The Mining Project Lifecycle
A mineral project moves through several broadly recognized stages, each carrying its own technical and financial characteristics.
- Grassroots prospecting: Identifying target areas through geological mapping, geochemical sampling, and geophysical surveys. This is the earliest and most speculative phase, often conducted over large land packages.
- Exploration drilling: Systematic drilling programs test subsurface targets. Results may or may not confirm economically interesting mineralization. Most drill programs do not lead to a resource.
- Resource definition: If drilling results warrant it, a company may commission a mineral resource estimate prepared in accordance with the CIM Definition Standards on Mineral Resources and Mineral Reserves (2014, as amended). These estimates are disclosed under National Instrument 43-101 — Standards of Disclosure for Mineral Projects and must be authored by a Qualified Person as defined in that instrument. This stage converts geological data into classified blocks of inferred, indicated, or measured resources. For a detailed treatment of those classifications, see the article on NI 43-101 and resource estimates.
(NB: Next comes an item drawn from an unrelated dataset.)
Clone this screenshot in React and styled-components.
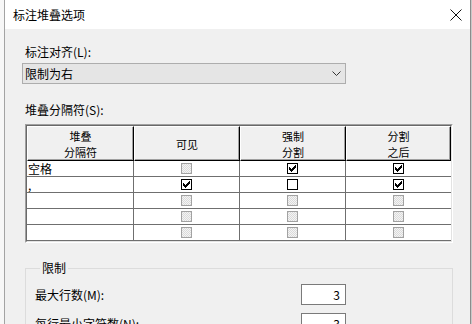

- Preliminary economic assessments and feasibility studies: Economic scoping studies test whether a deposit might be viable at assumed commodity prices and recovery rates. A prefeasibility or feasibility study converts resources into reserves, applying modifying factors such as mining method, processing, infrastructure, and operating costs.
- Development and construction: If a project reaches a construction decision, significant capital is required. Very few junior companies reach this stage without a strategic partner, a major off-take agreement, or a merger with a larger producer.
- Production: Commercial production is the point at which a company transitions away from junior status. Many juniors are acquired or merged before reaching it.
Each transition between stages requires fresh capital and carries the possibility that results will not support advancement. The majority of mineral exploration projects are abandoned or placed on care and maintenance before reaching a resource estimate.
How Junior Mining Companies Are Financed
Because juniors have no operating cash flow, they rely almost entirely on equity capital markets to fund their activities. This has important structural consequences for shareholders.
Equity issuance and dilution: The most common mechanism is issuing new common shares through bought deals, marketed offerings, or at-the-market programs. Every new share issued reduces the percentage ownership held by existing shareholders, a process called dilution. Repeated financing rounds are the norm over a project’s lifetime, and the cumulative dilution can be substantial.
Private placements: A significant portion of junior financing occurs through private placements — securities sold directly to accredited investors without a prospectus, subject to hold periods under applicable securities legislation. Canadian securities laws, including Multilateral Instrument 45-102 and National Instrument 45-106, govern the conditions under which such securities can later be resold.
Warrants: Private placements frequently include warrants — rights to purchase additional shares at a fixed price within a set period. If exercised, warrants provide the company with additional capital but cause further dilution. Warrants that remain out of the money expire worthless.
Flow-through shares: A financing mechanism unique to Canada under the Income Tax Act (R.S.C. 1985, c. 1 (5th Supp.), s. 66). A company “flows through” its eligible Canadian exploration expenses to investors, who can deduct those expenses against their own taxable income. This allows junior companies to raise capital at a premium to the market price of ordinary shares, reducing the cash cost of exploration. Flow-through financing is subject to specific rules regarding the types of expenditures that qualify and the timelines for incurring them.
Debt: Debt financing is rarely available to pre-revenue juniors. Lenders generally require cash flow, proven reserves, or significant hard assets as collateral — conditions that most juniors cannot meet. Royalty and streaming transactions occasionally provide an alternative form of capital, but these carry their own long-term cost implications for any future production.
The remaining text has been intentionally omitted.